Exercise requirements:
Work out how many lines of the listing hold the string "React". Answer with that number alone.

─── Data segment

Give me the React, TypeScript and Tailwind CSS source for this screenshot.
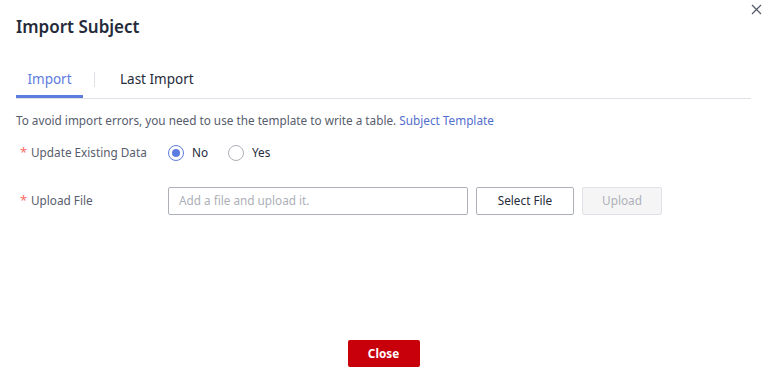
import React from "react";

export default function App() {
  return (
    <div className="relative w-[771px] h-[371px] bg-white text-[11.75px] text-[#575d6c]" style={{ fontFamily: '"Noto Sans", Arial, sans-serif' }}>
      <button className="absolute right-[9px] top-[4px] w-[11px] h-[11px] text-[#575d6c]">
        <svg width="11" height="11" viewBox="0 0 11 11" fill="none" stroke="currentColor" strokeWidth="1.3">
          <path d="M1 1L10 10M10 1L1 10" />
        </svg>
      </button>
      <div className="flex flex-col h-full pl-[16px] pr-[20px]">
        <div className="pt-[16px] h-[58px] text-[17px] font-semibold text-[#252b3a] leading-[22px]">Import Subject</div>
        <div className="flex items-end h-[41px] border-b border-[#dfe1e6]">
          <div className="relative w-[67px] h-[40px] flex items-center justify-center text-[13.5px] text-[#5e7ce0] pt-[3px]">
            Import
            <div className="absolute left-0 right-0 bottom-[0px] h-[3px] bg-[#5e7ce0]" />
          </div>
          <div className="self-center ml-[11px] mt-[2px] w-px h-[15px] bg-[#dfe1e6]" />
          <div className="h-[40px] flex items-center ml-[25px] text-[13.5px] text-[#252b3a] pt-[3px]">Last Import</div>
        </div>
        <div className="mt-[13px] h-[16px] leading-[16px]">
          To avoid import errors, you need to use the template to write a table.{" "}
          <span className="text-[#526ecc]">Subject Template</span>
        </div>
        <div className="flex items-center mt-[11px] h-[28px]">
          <div className="w-[152px] flex items-center">
            <span className="text-[#f66f6a] w-[9px] ml-[4px] text-[13px]">*</span>
            <span className="ml-[2px]">Update Existing Data</span>
          </div>
          <div className="flex items-center">
            <span className="w-[16px] h-[16px] rounded-full border border-[#5e7ce0] flex items-center justify-center">
              <span className="w-[8px] h-[8px] rounded-full bg-[#5e7ce0]" />
            </span>
            <span className="ml-[8px] text-[#252b3a]">No</span>
            <span className="ml-[20px] w-[16px] h-[16px] rounded-full border border-[#adb0b8]" />
            <span className="ml-[8px] text-[#252b3a]">Yes</span>
          </div>
        </div>
        <div className="flex items-center mt-[20px] h-[28px]">
          <div className="w-[152px] flex items-center">
            <span className="text-[#f66f6a] w-[9px] ml-[4px] text-[13px]">*</span>
            <span className="ml-[2px]">Upload File</span>
          </div>
          <div className="w-[300px] h-[28px] border border-[#adb0b8] rounded-[2px] flex items-center px-[10px] text-[#adb0b8]">
            Add a file and upload it.
          </div>
          <button className="ml-[8px] w-[98px] h-[28px] border border-[#adb0b8] rounded-[2px] text-[#252b3a] bg-white">
            Select File
          </button>
          <button className="ml-[8px] w-[80px] h-[28px] border border-[#dfe1e6] rounded-[2px] text-[#adb0b8] bg-[#f5f5f6]">
            Upload
          </button>
        </div>
        <div className="flex-1" />
        <div className="flex justify-center pb-[4px]">
          <button className="w-[72px] h-[27px] rounded-[2px] bg-[#c7000b] text-white font-bold">Close</button>
        </div>
      </div>
    </div>
  );
}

──────

Exercise response:
2